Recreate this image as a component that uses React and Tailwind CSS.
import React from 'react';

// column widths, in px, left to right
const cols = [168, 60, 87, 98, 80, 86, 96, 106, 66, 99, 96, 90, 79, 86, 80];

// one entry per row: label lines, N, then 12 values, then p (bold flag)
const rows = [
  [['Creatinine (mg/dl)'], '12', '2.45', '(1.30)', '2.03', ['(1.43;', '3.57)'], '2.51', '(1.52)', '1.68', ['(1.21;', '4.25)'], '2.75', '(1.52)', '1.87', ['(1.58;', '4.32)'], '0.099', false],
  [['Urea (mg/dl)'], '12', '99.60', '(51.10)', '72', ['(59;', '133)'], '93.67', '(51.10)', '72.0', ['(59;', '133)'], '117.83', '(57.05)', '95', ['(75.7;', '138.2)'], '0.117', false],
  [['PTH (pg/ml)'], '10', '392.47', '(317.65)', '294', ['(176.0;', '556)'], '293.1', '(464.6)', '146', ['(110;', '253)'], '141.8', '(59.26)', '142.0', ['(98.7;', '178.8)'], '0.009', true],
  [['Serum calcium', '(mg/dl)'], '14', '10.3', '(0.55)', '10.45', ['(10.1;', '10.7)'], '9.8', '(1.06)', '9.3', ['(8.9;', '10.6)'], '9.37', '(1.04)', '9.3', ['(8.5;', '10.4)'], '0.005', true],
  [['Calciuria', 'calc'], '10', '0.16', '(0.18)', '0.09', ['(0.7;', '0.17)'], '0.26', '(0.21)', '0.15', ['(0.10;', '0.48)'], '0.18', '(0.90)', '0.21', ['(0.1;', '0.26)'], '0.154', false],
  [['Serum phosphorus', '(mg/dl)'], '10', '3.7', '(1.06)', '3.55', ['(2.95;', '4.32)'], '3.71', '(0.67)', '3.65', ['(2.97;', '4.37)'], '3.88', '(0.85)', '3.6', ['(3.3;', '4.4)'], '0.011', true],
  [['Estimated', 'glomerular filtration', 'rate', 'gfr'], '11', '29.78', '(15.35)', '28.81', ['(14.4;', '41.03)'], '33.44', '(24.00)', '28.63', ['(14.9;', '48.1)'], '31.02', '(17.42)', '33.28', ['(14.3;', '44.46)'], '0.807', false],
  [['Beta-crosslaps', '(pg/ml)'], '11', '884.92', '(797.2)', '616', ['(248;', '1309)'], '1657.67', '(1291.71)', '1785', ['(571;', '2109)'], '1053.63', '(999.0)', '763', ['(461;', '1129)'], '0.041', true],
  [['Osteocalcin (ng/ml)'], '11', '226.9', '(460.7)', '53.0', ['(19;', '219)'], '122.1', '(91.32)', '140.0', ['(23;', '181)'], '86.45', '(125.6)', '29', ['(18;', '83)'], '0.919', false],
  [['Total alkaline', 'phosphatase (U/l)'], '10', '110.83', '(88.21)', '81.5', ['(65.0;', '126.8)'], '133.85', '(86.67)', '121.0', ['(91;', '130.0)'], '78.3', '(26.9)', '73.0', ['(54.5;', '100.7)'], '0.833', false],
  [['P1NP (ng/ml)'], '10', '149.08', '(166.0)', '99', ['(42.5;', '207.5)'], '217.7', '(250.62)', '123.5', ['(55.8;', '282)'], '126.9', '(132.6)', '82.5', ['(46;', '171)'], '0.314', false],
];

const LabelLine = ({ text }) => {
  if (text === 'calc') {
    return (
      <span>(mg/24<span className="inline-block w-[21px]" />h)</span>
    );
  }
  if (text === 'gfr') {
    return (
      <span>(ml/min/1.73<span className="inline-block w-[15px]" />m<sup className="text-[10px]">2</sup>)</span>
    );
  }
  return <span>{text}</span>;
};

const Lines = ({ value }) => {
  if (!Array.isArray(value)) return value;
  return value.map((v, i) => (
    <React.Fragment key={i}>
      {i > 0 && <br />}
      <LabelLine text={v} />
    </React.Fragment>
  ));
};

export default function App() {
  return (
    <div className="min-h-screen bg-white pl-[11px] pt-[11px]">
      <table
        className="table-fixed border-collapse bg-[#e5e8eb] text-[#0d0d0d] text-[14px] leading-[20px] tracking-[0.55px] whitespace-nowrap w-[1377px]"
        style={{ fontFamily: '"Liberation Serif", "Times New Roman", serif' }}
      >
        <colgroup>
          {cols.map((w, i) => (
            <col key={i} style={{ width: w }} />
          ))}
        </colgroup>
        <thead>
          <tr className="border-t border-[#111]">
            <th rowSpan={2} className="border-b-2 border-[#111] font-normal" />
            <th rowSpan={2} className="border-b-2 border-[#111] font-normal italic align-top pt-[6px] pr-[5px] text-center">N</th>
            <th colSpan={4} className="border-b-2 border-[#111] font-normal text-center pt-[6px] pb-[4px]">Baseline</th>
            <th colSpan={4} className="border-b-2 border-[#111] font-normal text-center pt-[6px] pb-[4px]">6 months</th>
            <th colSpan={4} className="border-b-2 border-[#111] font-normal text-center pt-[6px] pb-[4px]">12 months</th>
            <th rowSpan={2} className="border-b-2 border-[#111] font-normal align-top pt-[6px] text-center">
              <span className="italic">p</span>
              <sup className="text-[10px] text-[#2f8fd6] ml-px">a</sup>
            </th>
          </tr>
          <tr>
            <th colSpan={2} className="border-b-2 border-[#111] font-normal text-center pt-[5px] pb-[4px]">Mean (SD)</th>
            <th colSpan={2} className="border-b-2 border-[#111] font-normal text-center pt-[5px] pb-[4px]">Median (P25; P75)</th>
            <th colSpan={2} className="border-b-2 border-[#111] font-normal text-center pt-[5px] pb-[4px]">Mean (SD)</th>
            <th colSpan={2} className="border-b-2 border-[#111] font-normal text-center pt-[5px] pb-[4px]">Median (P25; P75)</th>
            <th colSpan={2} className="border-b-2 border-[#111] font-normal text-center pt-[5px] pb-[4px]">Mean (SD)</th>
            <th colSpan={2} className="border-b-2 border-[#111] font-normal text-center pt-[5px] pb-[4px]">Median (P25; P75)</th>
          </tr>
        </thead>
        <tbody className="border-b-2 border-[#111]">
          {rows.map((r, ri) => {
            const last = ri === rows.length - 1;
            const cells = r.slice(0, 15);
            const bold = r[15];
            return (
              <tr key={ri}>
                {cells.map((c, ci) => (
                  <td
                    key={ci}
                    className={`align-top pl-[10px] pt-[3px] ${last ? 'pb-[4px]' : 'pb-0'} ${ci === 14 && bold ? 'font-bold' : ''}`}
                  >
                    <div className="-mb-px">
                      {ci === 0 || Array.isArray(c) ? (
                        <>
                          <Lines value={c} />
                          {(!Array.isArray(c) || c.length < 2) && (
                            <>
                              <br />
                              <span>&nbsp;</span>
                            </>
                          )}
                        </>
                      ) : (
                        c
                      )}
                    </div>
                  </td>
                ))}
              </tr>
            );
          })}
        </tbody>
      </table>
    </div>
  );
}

##########

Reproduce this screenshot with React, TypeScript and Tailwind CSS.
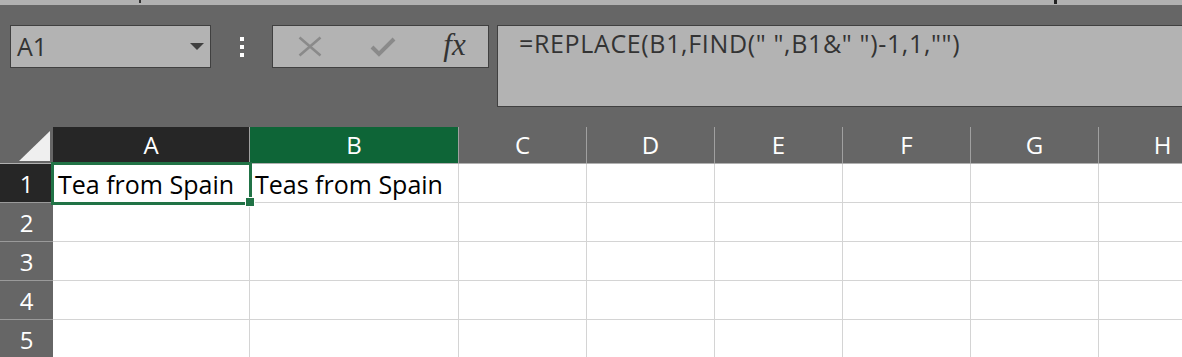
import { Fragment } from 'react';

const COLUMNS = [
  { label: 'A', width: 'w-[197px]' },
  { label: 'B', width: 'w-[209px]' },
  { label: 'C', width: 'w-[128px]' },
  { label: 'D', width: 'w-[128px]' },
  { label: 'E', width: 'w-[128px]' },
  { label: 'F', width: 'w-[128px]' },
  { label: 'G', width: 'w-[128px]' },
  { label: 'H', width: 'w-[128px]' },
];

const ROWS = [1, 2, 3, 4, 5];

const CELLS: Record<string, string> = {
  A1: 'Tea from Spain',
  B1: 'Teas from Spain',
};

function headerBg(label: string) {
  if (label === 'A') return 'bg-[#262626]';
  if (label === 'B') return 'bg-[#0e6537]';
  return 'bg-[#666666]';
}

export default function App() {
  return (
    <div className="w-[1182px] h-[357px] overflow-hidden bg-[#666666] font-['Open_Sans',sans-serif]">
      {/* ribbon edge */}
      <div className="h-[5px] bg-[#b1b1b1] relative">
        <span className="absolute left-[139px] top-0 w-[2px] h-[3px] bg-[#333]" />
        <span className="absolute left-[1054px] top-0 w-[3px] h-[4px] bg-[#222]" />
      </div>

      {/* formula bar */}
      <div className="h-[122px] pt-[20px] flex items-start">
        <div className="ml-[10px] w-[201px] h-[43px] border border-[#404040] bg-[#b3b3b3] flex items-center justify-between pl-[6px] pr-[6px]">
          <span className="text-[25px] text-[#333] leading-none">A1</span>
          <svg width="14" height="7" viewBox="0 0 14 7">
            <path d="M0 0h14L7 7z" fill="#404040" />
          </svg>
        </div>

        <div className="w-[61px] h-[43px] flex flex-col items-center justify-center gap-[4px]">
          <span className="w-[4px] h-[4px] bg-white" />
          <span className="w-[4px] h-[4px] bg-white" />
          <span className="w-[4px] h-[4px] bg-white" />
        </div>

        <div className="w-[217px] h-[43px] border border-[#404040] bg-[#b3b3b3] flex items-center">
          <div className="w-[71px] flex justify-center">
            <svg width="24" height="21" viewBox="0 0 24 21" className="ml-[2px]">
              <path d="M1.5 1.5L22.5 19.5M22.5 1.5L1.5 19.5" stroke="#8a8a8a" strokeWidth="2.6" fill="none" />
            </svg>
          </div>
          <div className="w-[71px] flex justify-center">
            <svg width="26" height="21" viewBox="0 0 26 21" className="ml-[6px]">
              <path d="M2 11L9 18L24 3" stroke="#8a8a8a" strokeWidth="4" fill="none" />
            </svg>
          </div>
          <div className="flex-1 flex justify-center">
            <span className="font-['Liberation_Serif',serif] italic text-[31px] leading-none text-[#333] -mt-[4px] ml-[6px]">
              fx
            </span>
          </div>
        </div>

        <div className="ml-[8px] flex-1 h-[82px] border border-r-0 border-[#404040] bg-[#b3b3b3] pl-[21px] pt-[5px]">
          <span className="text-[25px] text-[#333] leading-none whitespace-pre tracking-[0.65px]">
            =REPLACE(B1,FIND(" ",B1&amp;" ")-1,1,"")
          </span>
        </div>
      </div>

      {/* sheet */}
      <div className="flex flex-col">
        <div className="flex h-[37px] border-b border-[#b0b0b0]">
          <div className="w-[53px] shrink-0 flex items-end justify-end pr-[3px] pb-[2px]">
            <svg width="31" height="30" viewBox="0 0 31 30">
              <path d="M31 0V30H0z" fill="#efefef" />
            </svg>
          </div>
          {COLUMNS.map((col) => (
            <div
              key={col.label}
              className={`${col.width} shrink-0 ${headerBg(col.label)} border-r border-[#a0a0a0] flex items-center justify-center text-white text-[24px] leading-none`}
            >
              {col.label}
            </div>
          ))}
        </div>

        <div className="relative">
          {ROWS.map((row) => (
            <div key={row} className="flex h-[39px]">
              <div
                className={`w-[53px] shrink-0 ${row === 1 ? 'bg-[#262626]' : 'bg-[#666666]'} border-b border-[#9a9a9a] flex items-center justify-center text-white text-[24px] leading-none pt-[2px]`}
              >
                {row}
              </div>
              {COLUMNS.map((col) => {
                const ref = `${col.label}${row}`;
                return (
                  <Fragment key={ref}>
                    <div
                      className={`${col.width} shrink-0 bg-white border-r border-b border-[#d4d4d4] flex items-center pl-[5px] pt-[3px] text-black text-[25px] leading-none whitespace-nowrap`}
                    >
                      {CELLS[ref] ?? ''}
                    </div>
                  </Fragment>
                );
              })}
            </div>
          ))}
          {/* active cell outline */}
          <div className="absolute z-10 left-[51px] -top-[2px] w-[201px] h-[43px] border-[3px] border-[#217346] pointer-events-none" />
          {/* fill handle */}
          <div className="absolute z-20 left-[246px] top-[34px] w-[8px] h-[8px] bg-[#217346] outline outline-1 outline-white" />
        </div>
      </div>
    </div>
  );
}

##########

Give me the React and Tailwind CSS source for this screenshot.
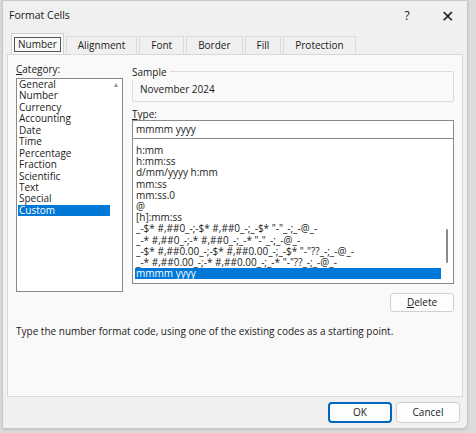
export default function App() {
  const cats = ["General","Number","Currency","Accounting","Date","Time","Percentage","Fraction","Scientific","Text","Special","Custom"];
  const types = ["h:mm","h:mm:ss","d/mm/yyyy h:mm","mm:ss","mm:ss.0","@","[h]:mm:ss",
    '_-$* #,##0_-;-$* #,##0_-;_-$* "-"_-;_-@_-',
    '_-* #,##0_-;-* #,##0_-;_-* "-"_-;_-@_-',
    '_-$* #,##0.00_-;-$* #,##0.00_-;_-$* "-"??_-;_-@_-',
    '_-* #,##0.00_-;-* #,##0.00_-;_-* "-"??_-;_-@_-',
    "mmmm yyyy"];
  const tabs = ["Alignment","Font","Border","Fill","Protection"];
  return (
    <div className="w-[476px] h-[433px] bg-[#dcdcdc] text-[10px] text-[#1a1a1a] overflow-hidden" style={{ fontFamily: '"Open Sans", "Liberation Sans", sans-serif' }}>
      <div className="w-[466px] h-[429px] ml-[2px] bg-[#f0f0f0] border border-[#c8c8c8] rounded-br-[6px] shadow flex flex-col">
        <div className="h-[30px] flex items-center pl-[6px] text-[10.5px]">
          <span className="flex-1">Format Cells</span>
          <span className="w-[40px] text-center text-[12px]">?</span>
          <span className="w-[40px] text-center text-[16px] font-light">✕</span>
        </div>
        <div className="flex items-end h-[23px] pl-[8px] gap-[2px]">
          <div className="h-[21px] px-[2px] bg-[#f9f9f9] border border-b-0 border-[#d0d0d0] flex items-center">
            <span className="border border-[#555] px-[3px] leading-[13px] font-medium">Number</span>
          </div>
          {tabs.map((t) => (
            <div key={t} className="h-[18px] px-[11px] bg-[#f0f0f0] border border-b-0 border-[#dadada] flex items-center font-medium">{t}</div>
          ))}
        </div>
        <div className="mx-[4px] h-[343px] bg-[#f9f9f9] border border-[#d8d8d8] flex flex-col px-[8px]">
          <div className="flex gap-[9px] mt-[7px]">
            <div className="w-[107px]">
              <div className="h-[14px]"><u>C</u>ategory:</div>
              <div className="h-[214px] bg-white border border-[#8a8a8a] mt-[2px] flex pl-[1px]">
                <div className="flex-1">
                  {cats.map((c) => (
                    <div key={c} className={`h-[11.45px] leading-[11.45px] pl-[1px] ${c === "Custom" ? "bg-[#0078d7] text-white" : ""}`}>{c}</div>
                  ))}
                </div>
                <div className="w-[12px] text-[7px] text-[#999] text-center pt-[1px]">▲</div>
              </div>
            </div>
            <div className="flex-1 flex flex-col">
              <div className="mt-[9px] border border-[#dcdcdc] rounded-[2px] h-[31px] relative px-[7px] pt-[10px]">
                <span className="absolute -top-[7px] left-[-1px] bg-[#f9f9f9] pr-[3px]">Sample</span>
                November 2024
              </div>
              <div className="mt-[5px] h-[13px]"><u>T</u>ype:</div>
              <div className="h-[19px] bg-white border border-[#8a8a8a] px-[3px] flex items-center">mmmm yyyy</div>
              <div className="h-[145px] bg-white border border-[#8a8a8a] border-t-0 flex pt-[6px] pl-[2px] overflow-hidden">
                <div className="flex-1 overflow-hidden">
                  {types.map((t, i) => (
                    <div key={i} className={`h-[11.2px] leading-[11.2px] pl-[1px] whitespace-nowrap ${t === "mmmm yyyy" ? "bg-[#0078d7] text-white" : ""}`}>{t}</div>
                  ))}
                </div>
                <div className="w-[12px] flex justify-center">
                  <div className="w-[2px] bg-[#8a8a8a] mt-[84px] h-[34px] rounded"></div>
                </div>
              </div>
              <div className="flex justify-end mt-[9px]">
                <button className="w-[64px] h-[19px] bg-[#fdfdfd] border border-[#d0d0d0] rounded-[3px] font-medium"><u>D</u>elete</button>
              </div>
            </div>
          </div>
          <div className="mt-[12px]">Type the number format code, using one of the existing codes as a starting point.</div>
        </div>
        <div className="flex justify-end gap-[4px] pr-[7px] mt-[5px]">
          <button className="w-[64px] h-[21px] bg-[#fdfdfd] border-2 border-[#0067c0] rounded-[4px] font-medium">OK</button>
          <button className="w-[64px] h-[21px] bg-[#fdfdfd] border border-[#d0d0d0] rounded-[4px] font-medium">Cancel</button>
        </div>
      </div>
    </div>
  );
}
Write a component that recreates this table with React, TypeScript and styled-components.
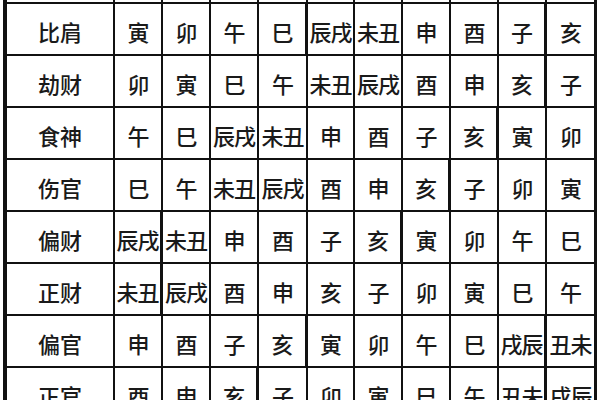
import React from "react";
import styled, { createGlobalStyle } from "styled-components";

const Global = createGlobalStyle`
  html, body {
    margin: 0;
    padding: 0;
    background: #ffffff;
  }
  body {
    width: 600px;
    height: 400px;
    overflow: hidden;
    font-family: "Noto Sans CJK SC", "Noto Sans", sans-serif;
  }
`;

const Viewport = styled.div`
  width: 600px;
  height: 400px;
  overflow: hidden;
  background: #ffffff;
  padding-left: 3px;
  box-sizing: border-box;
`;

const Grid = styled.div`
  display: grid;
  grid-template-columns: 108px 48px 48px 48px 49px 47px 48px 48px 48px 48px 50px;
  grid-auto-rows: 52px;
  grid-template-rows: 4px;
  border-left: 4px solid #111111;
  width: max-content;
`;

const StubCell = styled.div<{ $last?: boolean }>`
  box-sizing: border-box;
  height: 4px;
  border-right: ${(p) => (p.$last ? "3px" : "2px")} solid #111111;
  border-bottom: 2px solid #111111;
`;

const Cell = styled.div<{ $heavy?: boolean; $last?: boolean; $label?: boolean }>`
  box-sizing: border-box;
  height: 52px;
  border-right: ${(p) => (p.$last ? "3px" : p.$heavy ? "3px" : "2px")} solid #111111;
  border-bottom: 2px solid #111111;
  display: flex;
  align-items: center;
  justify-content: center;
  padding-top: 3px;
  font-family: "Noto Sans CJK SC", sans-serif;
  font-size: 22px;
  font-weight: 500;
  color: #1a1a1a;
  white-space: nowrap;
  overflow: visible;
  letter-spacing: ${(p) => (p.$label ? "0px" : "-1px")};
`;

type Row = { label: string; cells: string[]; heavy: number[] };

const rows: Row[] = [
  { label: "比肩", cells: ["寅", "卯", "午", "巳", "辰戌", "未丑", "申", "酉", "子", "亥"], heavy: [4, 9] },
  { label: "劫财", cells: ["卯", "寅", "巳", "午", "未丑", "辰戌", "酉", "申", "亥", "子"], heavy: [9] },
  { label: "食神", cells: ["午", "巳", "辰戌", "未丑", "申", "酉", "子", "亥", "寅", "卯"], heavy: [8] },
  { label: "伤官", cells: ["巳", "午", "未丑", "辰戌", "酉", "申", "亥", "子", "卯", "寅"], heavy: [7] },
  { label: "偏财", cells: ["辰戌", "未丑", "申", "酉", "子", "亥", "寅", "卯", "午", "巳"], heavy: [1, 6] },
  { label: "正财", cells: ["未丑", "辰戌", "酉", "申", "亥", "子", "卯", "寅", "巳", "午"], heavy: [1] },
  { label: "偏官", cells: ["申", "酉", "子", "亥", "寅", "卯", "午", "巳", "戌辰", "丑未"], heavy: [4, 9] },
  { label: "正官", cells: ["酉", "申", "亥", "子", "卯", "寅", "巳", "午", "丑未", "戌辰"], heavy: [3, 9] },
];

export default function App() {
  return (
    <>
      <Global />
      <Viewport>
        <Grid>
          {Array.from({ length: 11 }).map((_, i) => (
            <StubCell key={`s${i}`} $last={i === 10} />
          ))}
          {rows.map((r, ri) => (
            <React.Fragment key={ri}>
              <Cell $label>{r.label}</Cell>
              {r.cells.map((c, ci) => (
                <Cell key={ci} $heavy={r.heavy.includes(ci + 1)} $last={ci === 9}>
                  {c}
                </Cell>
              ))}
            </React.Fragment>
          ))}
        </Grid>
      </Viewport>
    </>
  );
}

##########

Copy out precisely the lines that begin at the line containing "Recreate this image" and end at the line containing "79, 86, 80];", including both; write nothing else.

Recreate this image as a component that uses React and Tailwind CSS.
import React from 'react';

// column widths, in px, left to right
const cols = [168, 60, 87, 98, 80, 86, 96, 106, 66, 99, 96, 90, 79, 86, 80];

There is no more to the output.